** START **

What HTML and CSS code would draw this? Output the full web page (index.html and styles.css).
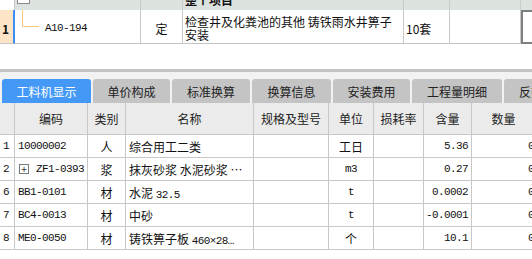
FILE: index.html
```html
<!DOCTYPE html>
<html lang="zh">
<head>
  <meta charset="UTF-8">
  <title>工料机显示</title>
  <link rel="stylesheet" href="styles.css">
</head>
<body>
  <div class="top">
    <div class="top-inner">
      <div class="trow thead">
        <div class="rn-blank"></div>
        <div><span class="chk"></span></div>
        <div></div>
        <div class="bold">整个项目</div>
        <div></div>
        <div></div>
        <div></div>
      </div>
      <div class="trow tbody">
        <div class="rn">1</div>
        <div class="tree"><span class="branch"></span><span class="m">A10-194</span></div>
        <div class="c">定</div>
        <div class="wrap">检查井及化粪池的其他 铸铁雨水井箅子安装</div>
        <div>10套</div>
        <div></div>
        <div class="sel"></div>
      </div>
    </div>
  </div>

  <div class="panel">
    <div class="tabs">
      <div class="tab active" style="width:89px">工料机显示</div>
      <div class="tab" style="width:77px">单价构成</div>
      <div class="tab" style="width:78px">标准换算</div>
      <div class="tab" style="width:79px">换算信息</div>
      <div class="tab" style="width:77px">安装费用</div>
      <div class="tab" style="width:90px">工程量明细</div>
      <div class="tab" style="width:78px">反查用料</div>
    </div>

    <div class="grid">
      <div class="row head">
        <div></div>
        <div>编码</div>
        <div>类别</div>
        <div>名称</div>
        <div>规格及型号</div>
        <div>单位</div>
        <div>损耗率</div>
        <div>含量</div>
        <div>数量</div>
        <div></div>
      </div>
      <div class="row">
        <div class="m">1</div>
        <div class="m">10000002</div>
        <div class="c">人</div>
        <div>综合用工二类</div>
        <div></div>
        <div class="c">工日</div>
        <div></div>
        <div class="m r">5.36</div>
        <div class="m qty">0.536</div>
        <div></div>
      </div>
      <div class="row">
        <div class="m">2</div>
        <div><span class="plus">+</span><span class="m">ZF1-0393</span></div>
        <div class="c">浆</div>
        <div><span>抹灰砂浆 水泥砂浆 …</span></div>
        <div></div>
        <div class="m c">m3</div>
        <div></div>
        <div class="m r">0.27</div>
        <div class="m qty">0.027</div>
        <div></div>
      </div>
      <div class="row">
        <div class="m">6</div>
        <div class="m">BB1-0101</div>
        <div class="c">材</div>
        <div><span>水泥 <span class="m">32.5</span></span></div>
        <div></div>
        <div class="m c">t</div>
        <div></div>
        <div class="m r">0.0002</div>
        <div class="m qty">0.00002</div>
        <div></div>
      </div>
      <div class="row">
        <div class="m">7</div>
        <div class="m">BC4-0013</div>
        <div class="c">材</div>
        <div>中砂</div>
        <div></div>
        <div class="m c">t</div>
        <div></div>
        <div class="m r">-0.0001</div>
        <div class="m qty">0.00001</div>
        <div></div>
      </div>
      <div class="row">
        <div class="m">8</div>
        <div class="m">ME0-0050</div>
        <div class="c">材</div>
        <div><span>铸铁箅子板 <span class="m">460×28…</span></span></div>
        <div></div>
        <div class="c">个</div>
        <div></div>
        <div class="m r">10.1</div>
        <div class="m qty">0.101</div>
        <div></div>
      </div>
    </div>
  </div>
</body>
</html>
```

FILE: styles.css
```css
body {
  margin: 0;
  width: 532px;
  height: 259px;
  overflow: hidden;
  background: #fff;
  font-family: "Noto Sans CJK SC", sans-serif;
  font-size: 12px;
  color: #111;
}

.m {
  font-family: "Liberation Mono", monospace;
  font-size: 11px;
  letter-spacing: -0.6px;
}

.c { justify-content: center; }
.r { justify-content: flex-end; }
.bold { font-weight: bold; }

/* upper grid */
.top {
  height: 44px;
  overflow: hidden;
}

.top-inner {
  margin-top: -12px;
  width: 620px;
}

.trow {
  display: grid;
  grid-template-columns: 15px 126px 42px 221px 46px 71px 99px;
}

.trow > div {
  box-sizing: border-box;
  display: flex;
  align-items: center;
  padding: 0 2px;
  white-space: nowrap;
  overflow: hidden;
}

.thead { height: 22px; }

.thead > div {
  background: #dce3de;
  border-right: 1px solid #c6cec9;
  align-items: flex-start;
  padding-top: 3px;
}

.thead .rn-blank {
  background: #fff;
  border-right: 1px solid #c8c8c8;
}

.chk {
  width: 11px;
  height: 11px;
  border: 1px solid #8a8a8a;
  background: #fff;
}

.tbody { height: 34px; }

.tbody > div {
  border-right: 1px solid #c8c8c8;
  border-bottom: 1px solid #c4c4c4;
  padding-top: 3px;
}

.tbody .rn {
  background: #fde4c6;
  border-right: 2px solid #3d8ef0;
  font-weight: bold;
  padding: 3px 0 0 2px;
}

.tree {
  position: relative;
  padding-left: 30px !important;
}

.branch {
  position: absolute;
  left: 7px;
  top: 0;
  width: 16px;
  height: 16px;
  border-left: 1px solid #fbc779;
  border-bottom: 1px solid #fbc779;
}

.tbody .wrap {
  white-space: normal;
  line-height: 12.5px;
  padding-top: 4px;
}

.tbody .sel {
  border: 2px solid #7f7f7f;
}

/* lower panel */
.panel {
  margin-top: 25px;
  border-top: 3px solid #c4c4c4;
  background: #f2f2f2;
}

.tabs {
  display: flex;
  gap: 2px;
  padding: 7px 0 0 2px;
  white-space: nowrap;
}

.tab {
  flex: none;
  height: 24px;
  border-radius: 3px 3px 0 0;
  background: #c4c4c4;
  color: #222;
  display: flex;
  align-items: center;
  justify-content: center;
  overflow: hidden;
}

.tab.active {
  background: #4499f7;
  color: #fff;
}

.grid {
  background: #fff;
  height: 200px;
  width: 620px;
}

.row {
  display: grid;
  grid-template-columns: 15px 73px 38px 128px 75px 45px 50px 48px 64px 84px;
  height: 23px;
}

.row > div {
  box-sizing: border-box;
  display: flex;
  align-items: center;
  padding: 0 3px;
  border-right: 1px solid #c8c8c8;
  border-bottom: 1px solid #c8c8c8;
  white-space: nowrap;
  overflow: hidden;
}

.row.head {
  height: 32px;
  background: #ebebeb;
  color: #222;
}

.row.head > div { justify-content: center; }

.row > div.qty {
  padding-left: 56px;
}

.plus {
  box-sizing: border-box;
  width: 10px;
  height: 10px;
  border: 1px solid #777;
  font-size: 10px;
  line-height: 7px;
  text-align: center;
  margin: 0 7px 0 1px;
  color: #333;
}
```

** END **
** START **

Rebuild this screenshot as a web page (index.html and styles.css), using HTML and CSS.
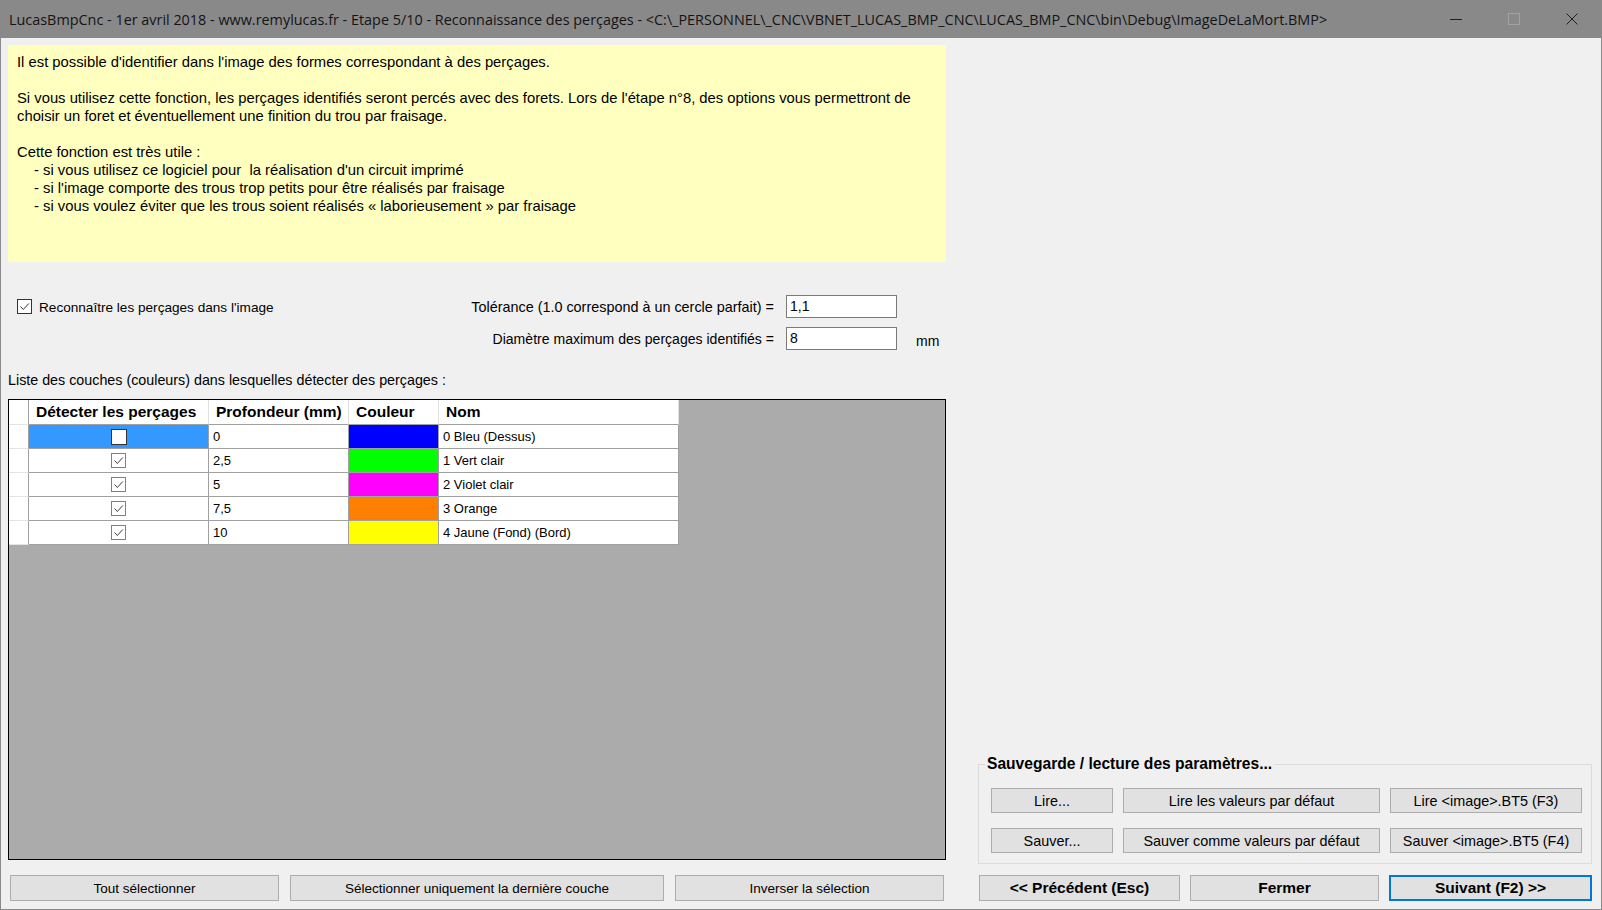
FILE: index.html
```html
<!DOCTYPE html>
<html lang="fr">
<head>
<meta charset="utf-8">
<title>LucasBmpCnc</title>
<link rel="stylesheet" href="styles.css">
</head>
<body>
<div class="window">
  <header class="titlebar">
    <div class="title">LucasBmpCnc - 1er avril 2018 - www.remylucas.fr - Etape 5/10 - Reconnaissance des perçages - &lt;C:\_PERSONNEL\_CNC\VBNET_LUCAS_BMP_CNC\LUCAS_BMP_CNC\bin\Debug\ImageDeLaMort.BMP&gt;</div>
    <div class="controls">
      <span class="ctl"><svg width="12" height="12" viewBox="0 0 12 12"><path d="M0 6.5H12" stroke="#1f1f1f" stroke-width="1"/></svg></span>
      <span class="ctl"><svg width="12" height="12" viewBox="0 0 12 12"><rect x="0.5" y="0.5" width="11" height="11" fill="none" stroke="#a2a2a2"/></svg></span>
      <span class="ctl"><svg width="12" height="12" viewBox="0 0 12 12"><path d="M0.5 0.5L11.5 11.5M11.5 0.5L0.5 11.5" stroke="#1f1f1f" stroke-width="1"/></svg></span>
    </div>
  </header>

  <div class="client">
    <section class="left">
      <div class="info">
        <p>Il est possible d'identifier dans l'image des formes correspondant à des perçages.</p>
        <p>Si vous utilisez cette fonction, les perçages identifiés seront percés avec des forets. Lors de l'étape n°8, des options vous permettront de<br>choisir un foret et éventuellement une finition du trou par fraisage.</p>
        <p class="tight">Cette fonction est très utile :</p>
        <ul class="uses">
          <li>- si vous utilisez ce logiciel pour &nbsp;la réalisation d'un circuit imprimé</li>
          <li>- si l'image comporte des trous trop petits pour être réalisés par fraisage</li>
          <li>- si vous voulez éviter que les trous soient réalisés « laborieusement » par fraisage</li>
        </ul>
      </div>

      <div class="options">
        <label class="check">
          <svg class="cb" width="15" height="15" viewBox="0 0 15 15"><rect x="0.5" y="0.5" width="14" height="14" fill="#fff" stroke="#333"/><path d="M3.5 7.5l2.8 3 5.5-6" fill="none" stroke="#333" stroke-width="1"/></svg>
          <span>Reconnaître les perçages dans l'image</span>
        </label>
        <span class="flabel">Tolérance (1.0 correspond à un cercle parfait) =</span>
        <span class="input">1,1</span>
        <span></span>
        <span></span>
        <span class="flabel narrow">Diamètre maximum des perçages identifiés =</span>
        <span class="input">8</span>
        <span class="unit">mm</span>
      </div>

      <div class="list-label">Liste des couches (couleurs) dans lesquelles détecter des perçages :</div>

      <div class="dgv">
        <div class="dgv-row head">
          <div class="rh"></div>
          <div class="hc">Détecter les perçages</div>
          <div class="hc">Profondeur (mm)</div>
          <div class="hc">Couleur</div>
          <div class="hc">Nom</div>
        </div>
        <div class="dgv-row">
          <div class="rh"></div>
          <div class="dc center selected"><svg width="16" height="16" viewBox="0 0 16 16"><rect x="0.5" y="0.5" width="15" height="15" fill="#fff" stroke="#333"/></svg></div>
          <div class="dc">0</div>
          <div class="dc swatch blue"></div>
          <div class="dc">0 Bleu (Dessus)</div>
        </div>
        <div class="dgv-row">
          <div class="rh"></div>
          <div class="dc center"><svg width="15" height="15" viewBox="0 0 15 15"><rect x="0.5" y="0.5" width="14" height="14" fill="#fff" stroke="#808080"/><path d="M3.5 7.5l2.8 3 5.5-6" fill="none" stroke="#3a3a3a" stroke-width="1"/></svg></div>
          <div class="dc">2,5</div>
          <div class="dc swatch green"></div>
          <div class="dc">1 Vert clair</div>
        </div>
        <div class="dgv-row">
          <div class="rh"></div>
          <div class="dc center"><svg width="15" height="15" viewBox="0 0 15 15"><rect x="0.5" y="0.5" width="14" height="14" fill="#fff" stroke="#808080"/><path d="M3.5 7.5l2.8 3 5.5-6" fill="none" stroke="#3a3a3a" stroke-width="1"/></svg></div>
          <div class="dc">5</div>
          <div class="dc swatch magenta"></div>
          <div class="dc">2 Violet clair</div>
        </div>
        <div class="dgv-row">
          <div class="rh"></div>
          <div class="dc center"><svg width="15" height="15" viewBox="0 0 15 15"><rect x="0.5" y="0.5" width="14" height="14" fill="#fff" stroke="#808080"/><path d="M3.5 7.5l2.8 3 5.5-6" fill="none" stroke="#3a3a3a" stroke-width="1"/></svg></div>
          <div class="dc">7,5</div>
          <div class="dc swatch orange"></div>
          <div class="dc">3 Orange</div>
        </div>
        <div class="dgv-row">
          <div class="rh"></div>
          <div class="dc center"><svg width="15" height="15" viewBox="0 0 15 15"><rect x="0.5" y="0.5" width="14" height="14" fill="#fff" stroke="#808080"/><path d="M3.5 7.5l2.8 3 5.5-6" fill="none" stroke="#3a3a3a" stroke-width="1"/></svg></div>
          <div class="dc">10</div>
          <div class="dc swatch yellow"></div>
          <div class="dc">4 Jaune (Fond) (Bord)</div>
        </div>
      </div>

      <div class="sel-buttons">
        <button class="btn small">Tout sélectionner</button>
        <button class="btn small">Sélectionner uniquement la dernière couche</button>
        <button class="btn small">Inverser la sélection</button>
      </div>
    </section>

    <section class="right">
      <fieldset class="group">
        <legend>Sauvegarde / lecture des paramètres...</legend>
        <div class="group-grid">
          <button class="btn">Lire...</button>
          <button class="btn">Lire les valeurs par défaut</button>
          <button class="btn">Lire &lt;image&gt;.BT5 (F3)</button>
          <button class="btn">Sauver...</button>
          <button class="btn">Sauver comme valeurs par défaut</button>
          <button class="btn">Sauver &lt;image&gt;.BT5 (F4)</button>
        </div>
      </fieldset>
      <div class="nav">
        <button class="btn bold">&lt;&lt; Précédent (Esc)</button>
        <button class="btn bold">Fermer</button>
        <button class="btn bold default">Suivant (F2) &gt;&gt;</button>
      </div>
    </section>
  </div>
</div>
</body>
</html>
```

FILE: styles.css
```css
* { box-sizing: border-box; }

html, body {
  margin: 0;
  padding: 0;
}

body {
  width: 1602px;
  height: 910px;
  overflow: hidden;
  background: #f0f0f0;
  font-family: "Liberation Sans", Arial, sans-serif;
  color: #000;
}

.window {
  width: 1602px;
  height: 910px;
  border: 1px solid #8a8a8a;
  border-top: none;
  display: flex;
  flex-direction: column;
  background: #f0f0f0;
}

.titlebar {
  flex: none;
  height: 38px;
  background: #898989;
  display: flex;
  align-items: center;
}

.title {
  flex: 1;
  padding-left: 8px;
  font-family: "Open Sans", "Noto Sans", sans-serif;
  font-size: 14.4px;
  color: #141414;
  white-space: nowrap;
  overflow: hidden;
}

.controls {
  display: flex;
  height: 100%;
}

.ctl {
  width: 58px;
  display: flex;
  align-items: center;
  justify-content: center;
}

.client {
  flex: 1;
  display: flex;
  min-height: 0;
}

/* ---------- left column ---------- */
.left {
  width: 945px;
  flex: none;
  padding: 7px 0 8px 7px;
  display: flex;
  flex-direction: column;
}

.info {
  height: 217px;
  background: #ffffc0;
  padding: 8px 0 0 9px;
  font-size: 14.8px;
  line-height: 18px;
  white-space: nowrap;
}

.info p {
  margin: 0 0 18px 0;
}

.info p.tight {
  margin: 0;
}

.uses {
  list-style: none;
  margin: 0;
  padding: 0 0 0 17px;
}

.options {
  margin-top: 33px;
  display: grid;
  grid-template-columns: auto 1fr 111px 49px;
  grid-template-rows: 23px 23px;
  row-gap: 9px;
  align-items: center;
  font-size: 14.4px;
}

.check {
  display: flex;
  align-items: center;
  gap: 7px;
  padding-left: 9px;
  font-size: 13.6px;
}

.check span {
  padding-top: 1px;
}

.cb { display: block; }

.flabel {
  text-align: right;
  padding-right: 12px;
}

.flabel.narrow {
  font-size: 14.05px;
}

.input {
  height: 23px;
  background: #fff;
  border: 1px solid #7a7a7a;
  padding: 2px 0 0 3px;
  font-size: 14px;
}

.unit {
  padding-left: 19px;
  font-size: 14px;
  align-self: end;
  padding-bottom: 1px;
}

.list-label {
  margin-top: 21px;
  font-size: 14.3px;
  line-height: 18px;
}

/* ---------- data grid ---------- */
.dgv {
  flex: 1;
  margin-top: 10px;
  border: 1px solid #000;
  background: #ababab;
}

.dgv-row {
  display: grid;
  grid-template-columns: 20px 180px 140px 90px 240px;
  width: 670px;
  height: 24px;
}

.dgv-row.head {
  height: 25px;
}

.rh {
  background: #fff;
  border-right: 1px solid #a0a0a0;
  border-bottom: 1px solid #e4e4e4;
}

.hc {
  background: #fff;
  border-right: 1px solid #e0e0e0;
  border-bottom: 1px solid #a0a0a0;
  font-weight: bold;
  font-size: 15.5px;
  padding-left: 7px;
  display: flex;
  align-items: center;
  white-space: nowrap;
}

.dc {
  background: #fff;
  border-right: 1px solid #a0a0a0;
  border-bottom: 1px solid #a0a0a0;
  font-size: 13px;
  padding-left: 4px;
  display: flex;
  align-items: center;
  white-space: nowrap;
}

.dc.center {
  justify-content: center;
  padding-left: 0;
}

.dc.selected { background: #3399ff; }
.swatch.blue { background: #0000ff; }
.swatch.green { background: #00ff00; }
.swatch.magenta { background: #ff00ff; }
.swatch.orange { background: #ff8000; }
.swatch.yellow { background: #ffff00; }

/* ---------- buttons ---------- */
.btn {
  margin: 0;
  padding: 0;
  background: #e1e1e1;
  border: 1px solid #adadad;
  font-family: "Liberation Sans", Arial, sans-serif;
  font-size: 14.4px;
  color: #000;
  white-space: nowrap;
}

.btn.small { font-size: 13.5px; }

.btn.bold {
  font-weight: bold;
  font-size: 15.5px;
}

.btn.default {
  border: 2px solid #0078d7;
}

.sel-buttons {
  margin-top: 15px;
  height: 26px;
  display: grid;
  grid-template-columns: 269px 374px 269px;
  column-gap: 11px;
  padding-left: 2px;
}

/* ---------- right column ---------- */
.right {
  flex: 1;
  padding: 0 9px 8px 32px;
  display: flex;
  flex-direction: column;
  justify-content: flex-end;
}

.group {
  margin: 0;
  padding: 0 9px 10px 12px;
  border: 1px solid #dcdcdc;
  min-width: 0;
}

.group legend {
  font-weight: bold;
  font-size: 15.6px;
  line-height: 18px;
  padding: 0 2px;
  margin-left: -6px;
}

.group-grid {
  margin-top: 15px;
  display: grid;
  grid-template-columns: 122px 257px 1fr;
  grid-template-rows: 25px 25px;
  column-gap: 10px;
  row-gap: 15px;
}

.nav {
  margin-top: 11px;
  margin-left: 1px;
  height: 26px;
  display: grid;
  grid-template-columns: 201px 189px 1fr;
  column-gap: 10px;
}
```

** END **

### Work instructions
Pick out the lines above that hold the string "page" and show them.

### Response to this exercise
What HTML and CSS code would draw this? Output the full web page (index.html and styles.css).
Rebuild this screenshot as a web page (index.html and styles.css), using HTML and CSS.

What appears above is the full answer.